For a solid decade now, America has been obsessed with Jennifer Aniston’s womb. Would she and Brad Pitt produce an heir equally as famous and gene-blessed as them? And post-divorce, every time Aniston was seen with a male, a headline soon followed that she was marrying him, having his baby, or both.
Now the 47-year-old actor is married to fellow actor Justin Theroux. And when the June cover of InTouch Weekly stirred the pregnancy pot for the millionth time, speculating about photos of the couple from a vacation in which Aniston’s stomach looked ever so slightly fuller than usual, the rumors felt more real than they ever have before.
But after being congratulated on her phantom pregnancy one too many times, Aniston drew a line in the proverbial sand and said enough is enough. She penned a scathing critique of celebrity culture, female objectification, and America’s idolization of motherhood, and all we can say is wow.
Fed up with being taken for a pregnant woman when, really, she looks like a normal one, Aniston voiced her frustrations on a blog entry for the Huffington Post this week. She’s never addressed pregnancy rumors before, but she decided to speak up, she said, because the issue extends far beyond her and her post-lunch belly.
“If I am some kind of symbol to some people out there, then clearly I am an example of the lens through which we, as a society, view our mothers, daughters, sisters, wives, female friends, and colleagues,” she wrote. “The way I am portrayed by the media is simply a reflection of how we see and portray women in general, measured against some warped standard of beauty. Sometimes cultural standards just need a different perspective so we can see them for what they really are—a collective acceptance . . . a subconscious agreement.”
We can all nod our heads and concur that tabloids are petty and exploitative. But where do they come from, and who are they catering to? Both questions are posed not just to the media but to all of us consumers as well. It can be easy to assume that celebrities aren’t bothered by the press they get or that it’s just the price they pay for all their privileges. And we often think our consumption of this media makes no real difference in the world.
But Aniston is proving us all wrong.
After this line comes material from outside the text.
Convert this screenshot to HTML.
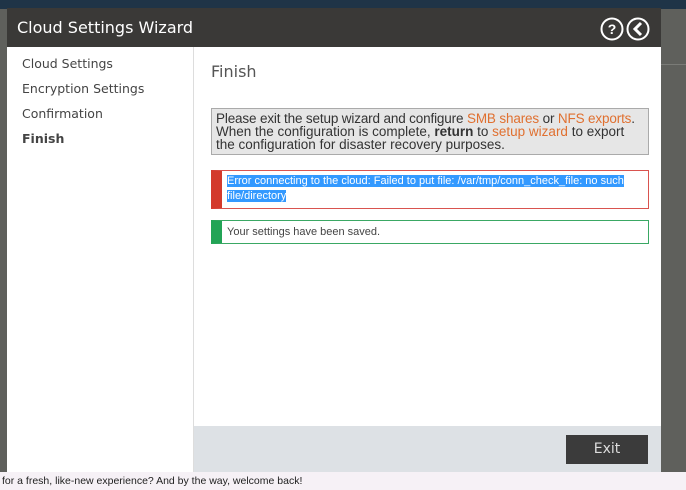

She hears it, and she cares. And we should, too.
Celebrity news focuses an inordinate amount of time and energy on women’s bodies rather than their whole persons because really that’s how we see all women. In Aniston’s case it’s not enough that she’s beautiful and successful—to be our true idol we must also will her to be a mom. We treat both beauty and motherhood as the crowning achievements of any woman. But as her letter proves, not all women want children, and many aren’t able to have them; they shouldn’t be seen as “less” for that.
While Aniston recognizes that tabloids will (unfortunately) continue on and cash in on our lust for pretty faces and fresh gossip, what can change is how we sift these ideas in our minds. Celebrity news only serves us what we want to see. In it we hold up a mirror to ourselves and what we value as a culture. So let’s reject the sordid news cycle. If consumers stop devouring their sleazy offerings, maybe the tabloids will be forced to offer up something of more value.